The other place these are great is in a soup pot. A spoonful of croutons across the top of an authentic Italian minestrone right before the bowl goes to the table, and the same handful turns a bowl of tomato soup into a dish I want to eat with a spoon and a fork. So good!
Make-Ahead and Storage
Make-Ahead: Make a full batch up to 3 days ahead and cool them all the way before storing. A warm crouton in a sealed container traps steam and turns soft.
How to Store: Once cooled, store in an airtight container or a sealed bag at room temperature for up to 7 days. A jar with the lid screwed on tight is what I use because it keeps the air out and the smell of the croutons in.
How to Reheat: If the croutons have lost a little crunch after a couple of days, spread them on a parchment-lined sheet tray and toast at 350°F for 4 to 6 minutes until they snap back. Let them cool a few minutes before serving.
How to Freeze: Croutons freeze for up to 2 months in a sealed bag with the air pressed out. Pull them straight from the freezer, spread on a sheet tray, and warm at 350°F for 5 minutes before serving.

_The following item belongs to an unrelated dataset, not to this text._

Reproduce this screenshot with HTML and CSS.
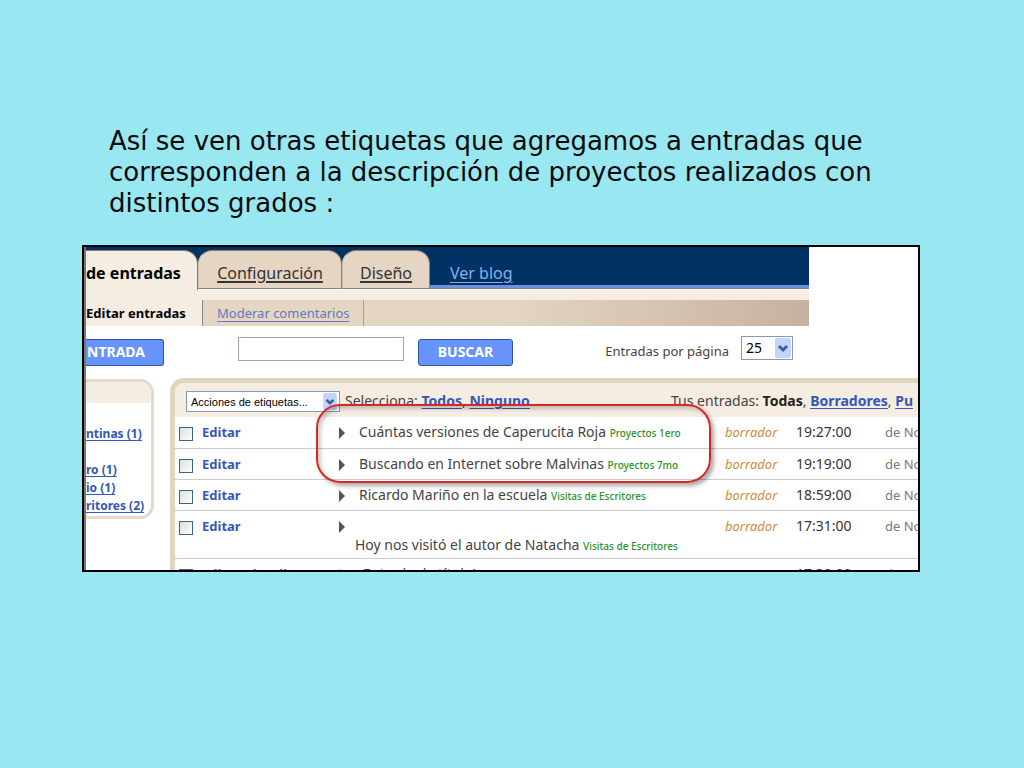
FILE: index.html
```html
<!DOCTYPE html>
<html lang="es">
<head>
<meta charset="utf-8">
<title>Etiquetas en entradas</title>
<link rel="stylesheet" href="styles.css">
</head>
<body>
<main class="slide">
  <p class="intro">Así se ven otras etiquetas que agregamos a entradas que corresponden a la descripción de proyectos realizados con distintos grados :</p>
  <section class="frame">
    <header class="header">
      <nav class="tabs">
        <a class="tab tab-active" href="#">de entradas</a>
        <a class="tab tab-config" href="#"><span>Configuración</span></a>
        <a class="tab tab-design" href="#"><span>Diseño</span></a>
        <a class="view-blog" href="#">Ver blog</a>
      </nav>
      <nav class="subtabs">
        <a class="subtab-active" href="#">Editar entradas</a>
        <div class="subtab-rest"><a class="subtab" href="#"><span>Moderar comentarios</span></a></div>
      </nav>
    </header>
    <form class="toolbar">
      <button class="btn btn-new" type="button">NTRADA</button>
      <input class="search" type="text" aria-label="Buscar entradas">
      <button class="btn btn-search" type="button">BUSCAR</button>
      <label class="per-page" for="per-page">Entradas por página</label>
      <span class="pick pick-count"><select id="per-page"><option>25</option></select><svg class="arrow" viewBox="0 0 16 20"><rect width="16" height="20" rx="2"/><path d="M4 8l4 4 4-4"/></svg></span>
    </form>
    <div class="content">
      <aside class="labels">
        <div class="labels-head"></div>
        <ul>
          <li class="spaced"><a href="#">ntinas (1)</a></li>
          <li><a href="#">ro (1)</a></li>
          <li><a href="#">io (1)</a></li>
          <li><a href="#">ritores (2)</a></li>
        </ul>
      </aside>
      <section class="posts">
        <div class="posts-bar">
          <span class="pick pick-actions"><select aria-label="Acciones de etiquetas"><option>Acciones de etiquetas...</option></select><svg class="arrow" viewBox="0 0 16 20"><rect width="16" height="20" rx="2"/><path d="M4 8l4 4 4-4"/></svg></span>
          <span class="select-links">Selecciona: <a href="#">Todos</a>, <a href="#">Ninguno</a></span>
          <span class="filters">Tus entradas: <b>Todas</b>, <a href="#">Borradores</a>, <a href="#">Pu</a></span>
        </div>
        <table class="list">
          <colgroup><col class="c-check"><col class="c-edit"><col class="c-title"><col class="c-state"><col class="c-time"><col class="c-date"></colgroup>
          <tbody>
            <tr><td><input type="checkbox" aria-label="Cuántas versiones"></td><td><a href="#">Editar</a></td><td><i class="tri"></i>Cuántas versiones de Caperucita Roja <small>Proyectos 1ero</small></td><td class="state">borrador</td><td class="time">19:27:00</td><td class="date">de No</td></tr>
            <tr><td><input type="checkbox" aria-label="Buscando en Internet"></td><td><a href="#">Editar</a></td><td><i class="tri"></i>Buscando en Internet sobre Malvinas <small>Proyectos 7mo</small></td><td class="state">borrador</td><td class="time">19:19:00</td><td class="date">de No</td></tr>
            <tr><td><input type="checkbox" aria-label="Ricardo Mariño"></td><td><a href="#">Editar</a></td><td><i class="tri"></i>Ricardo Mariño en la escuela <small>Visitas de Escritores</small></td><td class="state">borrador</td><td class="time">18:59:00</td><td class="date">de No</td></tr>
            <tr class="tall"><td><input type="checkbox" aria-label="Hoy nos visitó"></td><td><a href="#">Editar</a></td><td><i class="tri"></i><div class="second">Hoy nos visitó el autor de Natacha <small>Visitas de Escritores</small></div></td><td class="state">borrador</td><td class="time">17:31:00</td><td class="date">de No</td></tr>
            <tr><td><input type="checkbox" aria-label="Entrada"></td><td><a href="#">Editar</a> <a href="#">Visualizar</a></td><td><i class="tri"></i>¡Entrada de título!</td><td></td><td class="time">17:30:00</td><td class="date">de No</td></tr>
          </tbody>
        </table>
        <div class="callout"></div>
      </section>
    </div>
  </section>
</main>
</body>
</html>
```
FILE: styles.css
```css
* { box-sizing: border-box; }
body {
  margin: 0;
  min-height: 100vh;
  background: #98e7f1;
  color: #444;
  font: 14px/18px "Noto Sans", sans-serif;
}
.slide { padding: 126px 104px 0 82px; }
.intro {
  margin: 0 26px 26px 27px;
  color: #0a0a0a;
  font: 26px/31px "DejaVu Sans", Verdana, sans-serif;
}
.frame {
  border: 2px solid #000;
  background: #fff;
  box-shadow: inset 2px 0 #777;
  padding-left: 2px;
  overflow: hidden;
}
.header { margin-right: 109px; }
.tabs {
  display: flex;
  height: 43px;
  padding-top: 3px;
  background: linear-gradient(#003265 38px, #6f8fdb 38px, #6f8fdb 41px, #8b7d70 41px, #8b7d70 42px, #fff 42px);
}
.tab {
  display: flex;
  justify-content: center;
  padding-top: 13px;
  height: 39px;
  border-radius: 14px 14px 0 0;
  background: #e4d6c3;
  border: 1px solid #8b7d70;
  border-left-color: #cbbfae;
  color: #333;
  font-size: 16px;
  white-space: nowrap;
}
.tab span { text-decoration: underline; text-underline-offset: 3px; }
.tab-active {
  width: 112px;
  height: 40px;
  justify-content: flex-start;
  border-radius: 0 14px 0 0;
  border-width: 1px 1px 0 0;
  background: #f5ede1;
  color: #000;
  font-weight: bold;
  text-decoration: none;
}
.tab-config { width: 144px; }
.tab-design { width: 88px; }
.view-blog { margin: 14px 0 0 20px; color: #86b0ea; font-size: 16px; text-underline-offset: 3px; }
.subtabs { display: flex; height: 36px; background: #f5ede1; }
.subtab-active {
  width: 116px;
  padding-top: 14px;
  color: #000;
  font-size: 13px;
  font-weight: bold;
  text-decoration: none;
  white-space: nowrap;
}
.subtab-rest {
  flex: 1;
  margin-top: 10px;
  border-left: 1px solid #888;
  background: linear-gradient(90deg, #e4d6c3 50%, #c5b29e);
}
.subtab {
  display: block;
  width: 161px;
  height: 26px;
  padding: 4px 0 0 14px;
  border-right: 1px solid #aaa092;
  color: #6478bd;
  font-size: 13px;
  white-space: nowrap;
  text-underline-offset: 3px;
}
.toolbar {
  display: flex;
  align-items: center;
  height: 52px;
  padding-right: 125px;
}
.btn {
  height: 27px;
  padding: 0;
  border: 1px solid #3353a0;
  border-radius: 3px;
  background: #6794fa;
  color: #fff;
  font: bold 14px/18px "Noto Sans", sans-serif;
}
.btn-new { width: 78px; border-left: 0; border-radius: 0 3px 3px 0; padding-right: 17px; }
.search { width: 166px; height: 24px; margin: 0 14px 6px 74px; border: 1px solid #98a8b6; }
.btn-search { width: 95px; }
.per-page { margin: 0 12px 3px auto; font-size: 13px; }
.pick { position: relative; display: inline-block; border: 1px solid #7f9db9; background: #fff; }
.pick select {
  width: 100%;
  height: 100%;
  padding: 0 4px;
  border: 0;
  appearance: none;
  background: none;
  color: #000;
  font: 11px/18px "Liberation Sans", Arial, sans-serif;
}
.arrow { position: absolute; top: 1px; right: 1px; bottom: 1px; width: 16px; height: calc(100% - 2px); pointer-events: none; }
.arrow rect { fill: #c3d3fb; }
.arrow path { fill: none; stroke: #405d94; stroke-width: 3; }
.pick-count { width: 52px; height: 24px; margin-bottom: 9px; }
.pick-count select { font: 14px/20px "Noto Sans", sans-serif; }
.content { display: flex; align-items: flex-start; height: 192px; }
.labels {
  width: 68px;
  height: 140px;
  margin: 1px 16px 0 0;
  border: 3px solid #e4dacb;
  border-left: 0;
  border-radius: 0 14px 14px 0;
  overflow: hidden;
}
.labels-head { height: 21px; background: #f5ece2; }
.labels ul { margin: 0; padding: 22px 0 0; list-style: none; white-space: nowrap; font-size: 12px; font-weight: bold; }
.spaced { margin-bottom: 18px; }
a { color: #3557b7; text-underline-offset: 2px; }
.posts {
  position: relative;
  flex: 1;
  min-width: 0;
  border: solid #e0d4c2;
  border-width: 5px 0 0 5px;
  border-radius: 14px 0 0 0;
}
.posts-bar {
  display: flex;
  align-items: center;
  height: 34px;
  padding: 2px 0 0 11px;
  border-radius: 9px 0 0 0;
  background: #f5ece2;
  white-space: nowrap;
}
.posts-bar a { font-weight: bold; }
.posts-bar b { color: #222; }
.pick-actions { width: 154px; height: 21px; }
.pick-actions select { font-size: 11px; }
.select-links { margin-left: 5px; }
.filters { width: 247px; margin-left: auto; }
.list { width: 100%; table-layout: fixed; border-collapse: collapse; }
.c-check { width: 27px; }
.c-edit { width: 135px; }
.c-state { width: 71px; }
.c-time { width: 89px; }
.c-date { width: 33px; }
.list td {
  height: 31px;
  padding: 6px 0 0;
  border-bottom: 1px solid #ccc;
  vertical-align: top;
  white-space: nowrap;
}
.list .tall td { height: 48px; }
.list a { font-size: 13px; font-weight: bold; text-decoration: none; }
.list input {
  display: block;
  width: 14px;
  height: 14px;
  margin: 4px 0 0 4px;
  appearance: none;
  border: 1px solid #40637f;
  background: linear-gradient(135deg, #d8dedf, #fff);
}
.list small { color: #2a932d; font-size: 10px; font-weight: 500; }
.tri {
  display: inline-block;
  margin: 0 14px 0 2px;
  border: solid transparent;
  border-width: 6px 0 6px 6px;
  border-left-color: #555;
  vertical-align: -2px;
}
.second { padding-left: 18px; margin-top: 1px; }
.state { color: #d08a3c; font-size: 13px; font-style: italic; }
.time { color: #333; }
.date { color: #777; font-size: 13px; overflow: hidden; }
.callout {
  position: absolute;
  top: 21px;
  left: 141px;
  width: 395px;
  height: 79px;
  border: 2px solid #d62828;
  border-radius: 24px;
  box-shadow: 3px 3px 4px #0005, inset 3px 3px 4px #0003;
  pointer-events: none;
}
```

More Recipes to Use Croutons In
- Mandarin Orange Salad
- Shaved Brussels Sprout Salad
- Middle Eastern Salad
- Tuscan Bean Soup
- Mulligatawny
Homemade Croutons Recipe

Ingredients
- 1 baguette cut into ½” cubes
- 3 tablespoons olive oil
- sea salt and pepper
Instructions
- Preheat the oven to 375°.
- Add the cubed bread to a large bowl and toss with the olive oil, salt, and pepper until evenly coated.
- Spread out on a cookie sheet tray lined with parchment paper and bake at 375° for 15 to 20 minutes or until browned and crunchy.
- Cool and serve.




Using ghee instead of olive oil is a great flavor enhancement.
Never buy croutons again! These are so easy and quick to make and I can’t believe how good they are. And you can use whatever bread you have on hand. I like to freeze pieces or crusts of bread in instead of tossing them. Great for croutons.
I have made croutons using this method and it works great! It’s nice to have step by step tips to ensure consistent results!